По сути, он рассматривает эту экспедицию как подтверждение своей мысли о мессианской роли русского народа. Русский народ идет сражаться с врагами Христа. А те, кто оказывает ему сопротивление, не понимают, что он несет им светлую радость Христовой правды.
А резня сражений, а груды убитых? Достоевскому до этого нет дела. Позабыл ли он фразу, сказанную в одном из писем о войне 1870 года: «Нет, непрочно мечом составленное»?
Он мог бы по примеру Раскольникова ответить, что убил не «живое существо», а «принципы». А для торжества великой идеи – идеи всемирного единения человечества во имя Христово – любые средства праведны.
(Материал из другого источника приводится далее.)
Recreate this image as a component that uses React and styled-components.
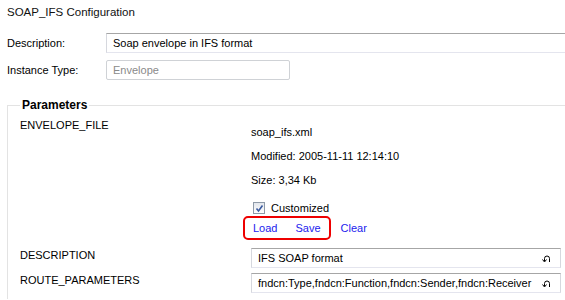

В этом оправдании пролития крови именем Христовым кроется софизм, который чреват опасностью. Христос пролил свою кровь во имя нашего спасения. Но вправе ли мы проливать не свою, а чужую кровь во имя веры в Христа? «…да будут прокляты эти интересы цивилизации, и даже сама цивилизация, если, для сохранения ее, необходимо сдирать с людей кожу», – восклицал также Достоевский. Стоит ли вспоминать о христианстве, если для сохранения христианской веры и ее торжества на всей земле придется живьем сдирать с людей кожу?
Ответ Достоевского уклончив: «Это возмутительно, если подумать отвлеченно, но на практике выходит, кажется, так». Он слишком ослеплен своим видением будущего русского народа, чтобы какие-либо метафизические споры могли его переубедить: «Пусть в этих миллионах народов, до самой Индии, даже и в Индии, пожалуй, растет убеждение в непобедимости Белого Царя!»
Это – для Азии! А Европа? Так что ж! Европа тоже будет спасена. «…в Европе – все подкопано и, может быть, завтра же рухнет бесследно на веки веков».